If almost 10 years of writing about the meat industry has done anything for me, it’s made me more immune to the common tactics used to turn people away from eating meat. You can’t scare me about what really goes into hot dogs or chicken nuggets, because I’ve seen them made, and I know what really goes into them – the same wholesome ingredients that go into any other meat product.

How about health reports that state that even a sliver of salami can raise your blood pressure, give you diabetes and cause five kinds of cancer? Frankly, I’ve never seen a scientific study that wasn’t disputed by at least one other. In fact, the only health plan I’ve never seen questioned is the “everything in moderation” strategy, which would include a moderate serving of meat as well.

However, when someone questions if it’s ethically acceptable to eat meat, I can’t just dismiss it, because it questions my sense of right and wrong.

Contrary to those who claim that America’s heartland is populated by factory farms, only 4 percent of farms are corporate-owned. Eighty-seven percent of farms are owned by individuals or families (source: 2007 Census), which means most of the protein my family eats came courtesy of overworked, underappreciated farmers who deserve my support.

I also believe in supporting the processing companies by buying their products, whether it’s the family-owned small processors I cover in this magazine or a billion-dollar corporation. We’ve seen communities that have been devastated when a local meat plant shuts down, leaving dozens or hundreds of hard-working people without jobs. The country needs those jobs, as well as the jobs of everyone attached to the meat industry, including suppliers, truckers and retailers.

The crux of the ethical argument, though, comes down to whether it is justifiable to kill another living thing in order to sustain oneself.

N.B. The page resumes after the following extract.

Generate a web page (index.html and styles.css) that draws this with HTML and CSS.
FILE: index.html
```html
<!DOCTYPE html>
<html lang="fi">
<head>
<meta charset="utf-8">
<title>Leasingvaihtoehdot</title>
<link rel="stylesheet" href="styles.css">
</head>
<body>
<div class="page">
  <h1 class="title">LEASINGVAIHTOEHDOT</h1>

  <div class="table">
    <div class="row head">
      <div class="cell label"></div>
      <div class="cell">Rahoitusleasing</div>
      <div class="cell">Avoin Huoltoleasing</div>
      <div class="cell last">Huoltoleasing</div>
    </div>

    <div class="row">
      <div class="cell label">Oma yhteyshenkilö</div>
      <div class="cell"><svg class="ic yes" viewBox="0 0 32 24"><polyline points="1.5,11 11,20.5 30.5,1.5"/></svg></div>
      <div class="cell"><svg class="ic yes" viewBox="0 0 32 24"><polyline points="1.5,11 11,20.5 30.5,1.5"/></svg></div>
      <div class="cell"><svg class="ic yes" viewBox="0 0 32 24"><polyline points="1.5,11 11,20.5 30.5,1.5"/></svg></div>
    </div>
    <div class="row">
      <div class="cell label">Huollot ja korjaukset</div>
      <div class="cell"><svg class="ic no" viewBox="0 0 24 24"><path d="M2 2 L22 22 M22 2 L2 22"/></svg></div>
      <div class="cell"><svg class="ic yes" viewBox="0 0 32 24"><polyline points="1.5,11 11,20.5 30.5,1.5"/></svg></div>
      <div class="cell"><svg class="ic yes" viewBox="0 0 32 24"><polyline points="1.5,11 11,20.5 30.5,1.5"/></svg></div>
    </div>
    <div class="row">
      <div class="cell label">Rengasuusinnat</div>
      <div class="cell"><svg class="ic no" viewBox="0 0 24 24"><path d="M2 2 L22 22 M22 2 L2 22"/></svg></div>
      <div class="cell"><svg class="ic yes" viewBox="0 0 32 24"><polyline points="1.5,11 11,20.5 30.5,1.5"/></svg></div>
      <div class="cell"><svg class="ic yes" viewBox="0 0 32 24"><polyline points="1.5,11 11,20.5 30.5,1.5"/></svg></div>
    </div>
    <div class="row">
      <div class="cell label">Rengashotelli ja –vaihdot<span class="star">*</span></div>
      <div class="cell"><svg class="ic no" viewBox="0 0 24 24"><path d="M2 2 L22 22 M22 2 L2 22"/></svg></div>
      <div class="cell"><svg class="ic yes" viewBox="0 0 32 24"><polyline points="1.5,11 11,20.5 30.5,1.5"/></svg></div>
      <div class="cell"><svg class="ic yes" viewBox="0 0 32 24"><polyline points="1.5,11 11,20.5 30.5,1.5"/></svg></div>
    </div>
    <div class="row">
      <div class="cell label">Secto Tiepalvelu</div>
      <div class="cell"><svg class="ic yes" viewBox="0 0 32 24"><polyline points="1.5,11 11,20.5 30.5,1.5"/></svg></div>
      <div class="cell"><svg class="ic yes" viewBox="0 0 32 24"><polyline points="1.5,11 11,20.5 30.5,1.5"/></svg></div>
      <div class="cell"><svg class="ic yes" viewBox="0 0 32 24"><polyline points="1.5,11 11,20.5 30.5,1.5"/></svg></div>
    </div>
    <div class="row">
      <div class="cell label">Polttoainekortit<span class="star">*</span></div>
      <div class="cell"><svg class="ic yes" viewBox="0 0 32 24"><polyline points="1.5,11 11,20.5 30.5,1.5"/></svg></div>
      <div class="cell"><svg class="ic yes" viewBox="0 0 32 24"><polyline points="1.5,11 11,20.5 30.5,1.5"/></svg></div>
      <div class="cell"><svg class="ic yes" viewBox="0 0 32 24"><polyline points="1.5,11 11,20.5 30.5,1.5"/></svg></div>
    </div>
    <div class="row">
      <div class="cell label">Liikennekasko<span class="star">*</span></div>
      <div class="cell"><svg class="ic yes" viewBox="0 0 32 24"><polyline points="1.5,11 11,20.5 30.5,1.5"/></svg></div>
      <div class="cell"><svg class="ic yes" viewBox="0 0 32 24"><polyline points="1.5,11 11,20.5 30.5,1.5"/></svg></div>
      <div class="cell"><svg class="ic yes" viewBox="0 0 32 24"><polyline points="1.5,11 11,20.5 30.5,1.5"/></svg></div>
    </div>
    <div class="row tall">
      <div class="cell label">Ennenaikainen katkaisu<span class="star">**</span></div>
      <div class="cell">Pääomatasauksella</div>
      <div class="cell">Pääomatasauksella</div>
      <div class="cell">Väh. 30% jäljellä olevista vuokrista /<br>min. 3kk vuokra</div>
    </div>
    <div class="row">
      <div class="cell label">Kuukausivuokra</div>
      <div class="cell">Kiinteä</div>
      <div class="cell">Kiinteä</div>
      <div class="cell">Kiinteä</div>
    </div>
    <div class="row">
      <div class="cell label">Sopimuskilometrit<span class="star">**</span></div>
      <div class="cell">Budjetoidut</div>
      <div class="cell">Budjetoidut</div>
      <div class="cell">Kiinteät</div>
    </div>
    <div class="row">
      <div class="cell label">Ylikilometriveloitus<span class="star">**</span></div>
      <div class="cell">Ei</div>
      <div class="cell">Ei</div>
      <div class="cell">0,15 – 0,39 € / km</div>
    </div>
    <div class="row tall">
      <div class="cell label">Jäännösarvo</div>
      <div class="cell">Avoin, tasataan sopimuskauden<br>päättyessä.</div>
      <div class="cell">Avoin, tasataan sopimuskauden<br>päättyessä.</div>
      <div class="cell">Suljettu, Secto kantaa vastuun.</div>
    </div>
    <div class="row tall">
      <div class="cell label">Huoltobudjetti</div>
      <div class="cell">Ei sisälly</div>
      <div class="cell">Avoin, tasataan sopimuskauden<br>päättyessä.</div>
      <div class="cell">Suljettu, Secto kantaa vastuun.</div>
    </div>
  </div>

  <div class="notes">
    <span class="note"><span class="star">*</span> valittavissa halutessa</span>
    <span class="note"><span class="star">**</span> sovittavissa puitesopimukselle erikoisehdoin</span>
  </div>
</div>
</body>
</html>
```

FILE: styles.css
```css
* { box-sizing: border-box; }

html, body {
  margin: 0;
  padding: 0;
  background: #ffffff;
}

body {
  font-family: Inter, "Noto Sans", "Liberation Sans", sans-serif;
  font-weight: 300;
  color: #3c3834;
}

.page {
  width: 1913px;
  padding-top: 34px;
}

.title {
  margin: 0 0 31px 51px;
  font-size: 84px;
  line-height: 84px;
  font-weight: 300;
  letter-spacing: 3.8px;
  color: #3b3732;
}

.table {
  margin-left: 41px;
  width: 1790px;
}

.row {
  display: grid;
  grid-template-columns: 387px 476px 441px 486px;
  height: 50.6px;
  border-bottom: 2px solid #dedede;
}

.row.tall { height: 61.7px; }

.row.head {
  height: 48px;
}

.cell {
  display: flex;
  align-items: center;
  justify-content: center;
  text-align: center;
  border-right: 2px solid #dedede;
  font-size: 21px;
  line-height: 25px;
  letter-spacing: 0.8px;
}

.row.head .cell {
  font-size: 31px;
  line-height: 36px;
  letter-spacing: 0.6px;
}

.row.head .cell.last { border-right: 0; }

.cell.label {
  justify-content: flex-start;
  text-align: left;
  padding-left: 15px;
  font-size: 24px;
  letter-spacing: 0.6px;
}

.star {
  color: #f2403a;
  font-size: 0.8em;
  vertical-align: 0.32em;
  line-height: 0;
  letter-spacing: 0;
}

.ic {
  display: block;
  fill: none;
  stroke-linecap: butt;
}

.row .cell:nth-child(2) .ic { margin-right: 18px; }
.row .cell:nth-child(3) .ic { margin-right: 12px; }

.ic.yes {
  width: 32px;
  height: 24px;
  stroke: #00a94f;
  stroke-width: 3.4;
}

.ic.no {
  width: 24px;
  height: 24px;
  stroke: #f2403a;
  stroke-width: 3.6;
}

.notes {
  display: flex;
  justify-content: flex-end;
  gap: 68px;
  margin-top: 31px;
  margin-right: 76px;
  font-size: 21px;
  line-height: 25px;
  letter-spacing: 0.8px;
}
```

Animals provide a source of protein that is critical if not essential to human growth and development. In order to harvest that resource, though, it needs to be done the right way. That is, in a manner that is respectful and humane to the animal.

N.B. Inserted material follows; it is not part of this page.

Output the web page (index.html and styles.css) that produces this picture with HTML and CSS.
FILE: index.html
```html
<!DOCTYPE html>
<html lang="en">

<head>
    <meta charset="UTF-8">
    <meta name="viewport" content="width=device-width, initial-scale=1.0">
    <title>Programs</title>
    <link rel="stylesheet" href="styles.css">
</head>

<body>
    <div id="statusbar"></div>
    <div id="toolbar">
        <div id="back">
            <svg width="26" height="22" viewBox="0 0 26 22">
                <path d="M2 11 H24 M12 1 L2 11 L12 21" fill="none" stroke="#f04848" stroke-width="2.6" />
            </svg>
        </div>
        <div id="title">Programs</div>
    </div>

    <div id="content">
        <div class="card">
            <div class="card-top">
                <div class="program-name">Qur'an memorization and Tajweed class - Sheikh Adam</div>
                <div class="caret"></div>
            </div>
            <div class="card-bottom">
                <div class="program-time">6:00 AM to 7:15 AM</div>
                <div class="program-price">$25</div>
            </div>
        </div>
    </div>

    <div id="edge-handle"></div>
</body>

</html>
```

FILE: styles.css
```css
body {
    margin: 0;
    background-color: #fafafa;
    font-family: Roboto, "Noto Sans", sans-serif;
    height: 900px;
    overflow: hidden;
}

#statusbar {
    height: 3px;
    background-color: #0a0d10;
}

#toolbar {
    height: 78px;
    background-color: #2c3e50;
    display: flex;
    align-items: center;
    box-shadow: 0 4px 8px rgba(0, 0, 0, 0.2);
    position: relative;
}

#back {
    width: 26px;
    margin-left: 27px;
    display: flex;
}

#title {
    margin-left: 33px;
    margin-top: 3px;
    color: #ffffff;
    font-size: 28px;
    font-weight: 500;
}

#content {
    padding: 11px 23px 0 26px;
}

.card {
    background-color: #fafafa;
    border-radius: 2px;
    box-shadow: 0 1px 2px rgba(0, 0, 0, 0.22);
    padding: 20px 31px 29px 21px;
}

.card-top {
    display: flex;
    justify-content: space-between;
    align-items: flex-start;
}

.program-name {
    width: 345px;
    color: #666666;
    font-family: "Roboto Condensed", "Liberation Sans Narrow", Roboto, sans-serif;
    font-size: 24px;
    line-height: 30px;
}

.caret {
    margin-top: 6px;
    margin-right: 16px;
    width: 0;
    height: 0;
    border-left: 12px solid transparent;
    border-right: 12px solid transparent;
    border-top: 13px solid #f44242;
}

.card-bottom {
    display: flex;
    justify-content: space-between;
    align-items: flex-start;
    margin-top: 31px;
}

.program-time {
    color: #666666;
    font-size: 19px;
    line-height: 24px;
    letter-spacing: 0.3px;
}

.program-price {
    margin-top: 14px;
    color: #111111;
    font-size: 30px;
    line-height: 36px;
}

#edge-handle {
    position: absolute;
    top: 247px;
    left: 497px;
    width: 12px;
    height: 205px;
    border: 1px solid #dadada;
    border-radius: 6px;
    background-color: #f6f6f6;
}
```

While an article I recently read on CNN.com stated that animal cruelty is the norm in the meat industry, I believe the exact opposite. Incidents of animal abuse that are found are the result of outliers in the industry – a company that is intentionally negligent, or most likely, a well-intentioned company with poor employee training or monitoring programs. As those incidents get reported, the bad players will get driven out of the industry, and the good ones will learn and improve their practices.

This is not a perfect industry. There will always be improvements that can be made in terms of food safety, sustainability and employee welfare, to name a few. The meat community keeps moving forward, one breakthrough at a time, and there is no reason to let the activist minority claim the moral high ground. The industry needs to keep touting its successes in all areas and let consumers know they can enjoy their steak or turkey dinner with a clear conscience.